I am grateful to the Minister. I beg to ask leave to withdraw the Amendment.
Amendment, by leave, withdrawn.
I beg to move Amendment 18, in page 5, line 8, at end insert ‘and costings’.
I should have thought that it was necessary for the Executive, the National Bus Company and British Rail to have access to each other's accounts and costings. For example, one can foresee important discussions about the possibility of continuing to run unremunerative services, and a further exchange of information would be vital to such a decision. If the Executive, the G.L.C. [column 78]and the London ratepayers are expected to make some contribution to the upkeep of unremunerative services, it is only right that they should see the figures in order to determine, first, whether the cost is a fair one; second, how it is arrived at; and third, how matters such as overheads have been allocated. For those reasons, this Amendment will be an important addition to the Bill.
Mr. Gresham Cooke
There is substance in this Amendment. For example, in my own constituency London Transport said that the services run by double-decker buses were unremunerative, and I obtained permission for a private operator to run a single-decker bus, which he did for many years. The single-decker bus was cheaper than the huge double-decker bus of London Transport. When the National Bus Company and London Transport's are discussing questions of that sort in fringe areas, the question of who could provide a service more cheaply should be considered as well as the timing and the type of service. There are many fringe areas, with new blocks of flats, on the very edge of London Transport's area where a few pence either way makes the difference between a service being remunerative or unremunerative. At the moment, with its rather centralised system, London Transport generally finds on examination of costings that other bodies could provide services more cheaply.
Hon. Gentlemen opposite are on an important point here, but I hope to show them that the Amendment is not necessary. I accept that the purpose of this Clause is to place an obligation on the Executive, on the British Railways Board and on the N.B.C. to co-operate with a view to co-ordinating their services. This is in the context of subsection (1), which lays upon them the duty to operate
“with due regard to efficiency, economy and safety of operation, to provide or secure the provision of such public passenger transport services as best meet the needs for the time being of Greater London” .
Hon. Gentlemen have said that the costings are not unimportant in this. But the point is covered without the Amendment, because
“to afford to one another such information as to their services as may be reasonably required for those purposes”

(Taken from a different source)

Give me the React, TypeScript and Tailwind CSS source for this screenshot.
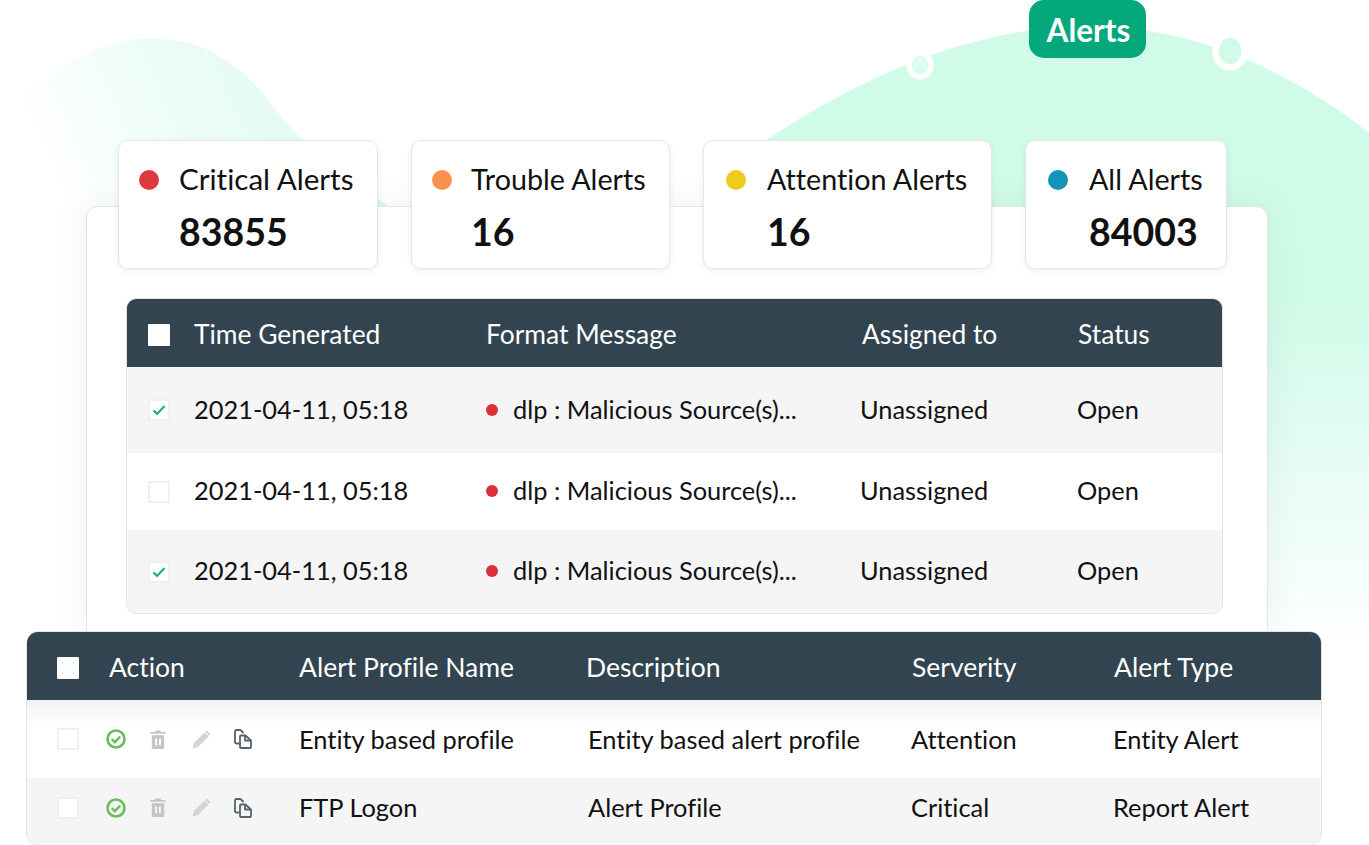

[column 79]includes information on costings, in much the same way as it does anything else, because in the sort of example which the hon. Gentleman has just given the information would be valueless unless one had the costings. The intention of the Bill—I am informed that it is the only possible legal interpretation which could be placed upon it—is that in this case, if the costings are necessary for an examination of the services, the legal obligation is to provide those costings as part of giving information about the services.

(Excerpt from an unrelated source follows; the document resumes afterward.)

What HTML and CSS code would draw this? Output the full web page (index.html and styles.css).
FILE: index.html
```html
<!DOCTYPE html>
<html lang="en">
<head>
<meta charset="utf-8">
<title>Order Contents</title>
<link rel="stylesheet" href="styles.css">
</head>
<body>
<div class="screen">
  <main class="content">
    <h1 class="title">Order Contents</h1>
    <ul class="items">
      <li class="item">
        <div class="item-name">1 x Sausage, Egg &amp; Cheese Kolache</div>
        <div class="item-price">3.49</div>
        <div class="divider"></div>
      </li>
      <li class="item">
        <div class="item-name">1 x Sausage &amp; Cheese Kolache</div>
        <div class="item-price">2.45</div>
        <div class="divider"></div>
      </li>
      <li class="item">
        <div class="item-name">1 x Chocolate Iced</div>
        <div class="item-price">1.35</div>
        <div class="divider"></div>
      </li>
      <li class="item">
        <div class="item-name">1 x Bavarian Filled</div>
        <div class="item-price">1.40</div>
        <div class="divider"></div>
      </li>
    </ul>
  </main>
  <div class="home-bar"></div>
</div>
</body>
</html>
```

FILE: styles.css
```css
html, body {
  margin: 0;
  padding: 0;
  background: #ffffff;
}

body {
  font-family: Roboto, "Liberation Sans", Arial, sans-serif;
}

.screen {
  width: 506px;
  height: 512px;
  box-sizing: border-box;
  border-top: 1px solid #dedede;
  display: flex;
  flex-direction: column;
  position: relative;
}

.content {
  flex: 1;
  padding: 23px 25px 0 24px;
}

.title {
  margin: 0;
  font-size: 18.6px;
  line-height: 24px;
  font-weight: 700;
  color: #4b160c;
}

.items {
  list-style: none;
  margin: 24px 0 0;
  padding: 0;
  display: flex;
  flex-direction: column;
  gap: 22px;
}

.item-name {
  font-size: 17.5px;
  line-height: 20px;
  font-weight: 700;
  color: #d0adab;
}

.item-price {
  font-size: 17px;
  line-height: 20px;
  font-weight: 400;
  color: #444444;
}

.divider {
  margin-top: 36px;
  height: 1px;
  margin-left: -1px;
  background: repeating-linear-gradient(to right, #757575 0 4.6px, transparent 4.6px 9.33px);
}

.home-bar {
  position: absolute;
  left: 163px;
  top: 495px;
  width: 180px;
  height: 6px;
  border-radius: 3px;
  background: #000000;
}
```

The answer to hon. Gentlemen opposite is that, while one shares their view about the importance of this factor, the point is taken care of because information relating to services includes such things as costings if these are reasonably required by the other bodies.

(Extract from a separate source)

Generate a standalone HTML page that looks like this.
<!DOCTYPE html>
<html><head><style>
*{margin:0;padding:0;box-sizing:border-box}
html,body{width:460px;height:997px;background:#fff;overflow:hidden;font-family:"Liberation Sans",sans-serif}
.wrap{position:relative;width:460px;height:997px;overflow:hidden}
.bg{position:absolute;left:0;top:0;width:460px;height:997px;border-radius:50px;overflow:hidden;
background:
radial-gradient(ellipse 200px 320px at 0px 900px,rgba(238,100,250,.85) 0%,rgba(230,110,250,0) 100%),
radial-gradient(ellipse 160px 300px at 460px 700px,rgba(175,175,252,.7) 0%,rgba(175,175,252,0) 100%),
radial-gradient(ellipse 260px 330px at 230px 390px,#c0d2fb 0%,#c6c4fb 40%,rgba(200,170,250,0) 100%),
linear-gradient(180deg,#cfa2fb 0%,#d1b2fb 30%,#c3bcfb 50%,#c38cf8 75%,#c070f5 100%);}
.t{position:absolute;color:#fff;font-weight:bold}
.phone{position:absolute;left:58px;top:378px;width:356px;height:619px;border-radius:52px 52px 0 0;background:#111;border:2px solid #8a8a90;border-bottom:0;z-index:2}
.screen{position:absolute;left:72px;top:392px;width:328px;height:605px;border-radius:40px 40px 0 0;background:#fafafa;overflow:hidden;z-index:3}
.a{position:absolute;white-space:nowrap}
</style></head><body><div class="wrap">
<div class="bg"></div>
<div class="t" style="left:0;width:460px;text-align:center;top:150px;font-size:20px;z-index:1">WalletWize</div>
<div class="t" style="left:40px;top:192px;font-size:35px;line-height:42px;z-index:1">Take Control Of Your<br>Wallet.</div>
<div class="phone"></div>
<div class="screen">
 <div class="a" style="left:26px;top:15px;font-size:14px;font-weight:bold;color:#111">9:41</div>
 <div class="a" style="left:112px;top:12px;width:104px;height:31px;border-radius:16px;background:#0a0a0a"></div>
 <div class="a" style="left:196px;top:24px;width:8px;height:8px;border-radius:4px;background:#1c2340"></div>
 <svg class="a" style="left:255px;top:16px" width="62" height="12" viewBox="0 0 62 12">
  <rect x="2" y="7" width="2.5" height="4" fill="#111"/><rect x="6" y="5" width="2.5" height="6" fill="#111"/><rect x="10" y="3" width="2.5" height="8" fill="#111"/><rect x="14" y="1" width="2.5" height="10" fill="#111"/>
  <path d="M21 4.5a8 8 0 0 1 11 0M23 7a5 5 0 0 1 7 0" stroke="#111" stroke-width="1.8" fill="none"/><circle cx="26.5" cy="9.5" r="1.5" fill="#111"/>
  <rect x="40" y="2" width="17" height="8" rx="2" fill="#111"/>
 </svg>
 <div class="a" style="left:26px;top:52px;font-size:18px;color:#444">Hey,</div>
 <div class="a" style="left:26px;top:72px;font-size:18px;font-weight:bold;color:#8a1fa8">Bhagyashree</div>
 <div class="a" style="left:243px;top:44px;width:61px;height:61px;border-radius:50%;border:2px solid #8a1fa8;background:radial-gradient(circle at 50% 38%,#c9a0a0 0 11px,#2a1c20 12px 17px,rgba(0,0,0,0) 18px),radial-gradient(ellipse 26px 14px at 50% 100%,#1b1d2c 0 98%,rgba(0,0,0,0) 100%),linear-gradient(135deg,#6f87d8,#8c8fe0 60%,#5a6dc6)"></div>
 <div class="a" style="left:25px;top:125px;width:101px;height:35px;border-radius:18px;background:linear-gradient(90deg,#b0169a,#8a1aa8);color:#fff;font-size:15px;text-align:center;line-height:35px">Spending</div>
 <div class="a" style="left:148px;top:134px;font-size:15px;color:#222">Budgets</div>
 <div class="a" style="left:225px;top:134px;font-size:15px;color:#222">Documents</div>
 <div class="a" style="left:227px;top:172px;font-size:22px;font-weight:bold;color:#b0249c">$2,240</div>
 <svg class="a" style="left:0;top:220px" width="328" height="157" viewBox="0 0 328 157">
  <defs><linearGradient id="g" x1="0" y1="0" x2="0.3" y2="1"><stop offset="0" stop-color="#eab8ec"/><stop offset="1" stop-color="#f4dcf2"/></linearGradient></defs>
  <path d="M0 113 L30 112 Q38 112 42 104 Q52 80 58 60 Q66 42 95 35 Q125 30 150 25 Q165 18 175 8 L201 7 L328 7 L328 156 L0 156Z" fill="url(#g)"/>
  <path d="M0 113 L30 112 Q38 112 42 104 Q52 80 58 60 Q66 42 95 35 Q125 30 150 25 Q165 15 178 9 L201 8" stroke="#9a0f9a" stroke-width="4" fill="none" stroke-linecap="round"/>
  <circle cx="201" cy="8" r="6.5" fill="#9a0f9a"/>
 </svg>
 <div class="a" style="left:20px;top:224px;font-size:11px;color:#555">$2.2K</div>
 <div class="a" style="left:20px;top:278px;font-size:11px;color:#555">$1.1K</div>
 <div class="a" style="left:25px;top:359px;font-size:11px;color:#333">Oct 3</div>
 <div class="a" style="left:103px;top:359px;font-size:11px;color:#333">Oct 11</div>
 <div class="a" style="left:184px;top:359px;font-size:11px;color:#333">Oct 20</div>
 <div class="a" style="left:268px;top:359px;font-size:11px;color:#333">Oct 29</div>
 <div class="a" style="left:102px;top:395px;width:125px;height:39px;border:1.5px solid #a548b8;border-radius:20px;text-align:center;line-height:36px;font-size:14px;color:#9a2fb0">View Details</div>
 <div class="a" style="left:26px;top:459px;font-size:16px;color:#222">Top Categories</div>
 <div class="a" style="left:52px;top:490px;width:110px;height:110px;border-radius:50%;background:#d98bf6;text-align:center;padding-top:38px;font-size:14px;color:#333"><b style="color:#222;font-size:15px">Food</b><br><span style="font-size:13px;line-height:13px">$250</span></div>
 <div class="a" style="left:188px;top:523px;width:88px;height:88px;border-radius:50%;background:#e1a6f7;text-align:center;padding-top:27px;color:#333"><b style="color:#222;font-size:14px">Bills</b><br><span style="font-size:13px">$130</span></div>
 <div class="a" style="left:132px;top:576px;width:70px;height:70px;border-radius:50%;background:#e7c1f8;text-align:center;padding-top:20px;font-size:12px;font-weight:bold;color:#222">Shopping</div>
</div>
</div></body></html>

I do not understand why the Minister does not accept the words which we have suggested. He advanced no argument against them. He merely said that the reference to costings was not necessary. It would make us happier if these words were inserted. Their insertion would not in any way detract from the strength of the legislation, and they would not conflict with any of the Minister's intentions. I do not understand why he cannot accept the Amendment.
I am not altogether satisfied that the immediate and short-term interpretations which he has placed on the Bill will be the interpretations placed on it by the various organisations—British Railways, the National Bus Company, and the L.T.E.—who have a duty to co-operate. Let us face the reality of the situation. In the last resort, those three organisations are answerable to themselves for the funds which they dispose of. No matter what statutory duty is imposed on them, they will enter into discussions with a view to reducing their commitments to the minimum. I hope that that will be their attitude. I suspect that it will be. I do not think that anyone would seriously believe that any of those three organisations would go to a meeting believing that it should be there with an ever-open purse to subsidise a service which it believes to be the responsibility of one of the other organisations.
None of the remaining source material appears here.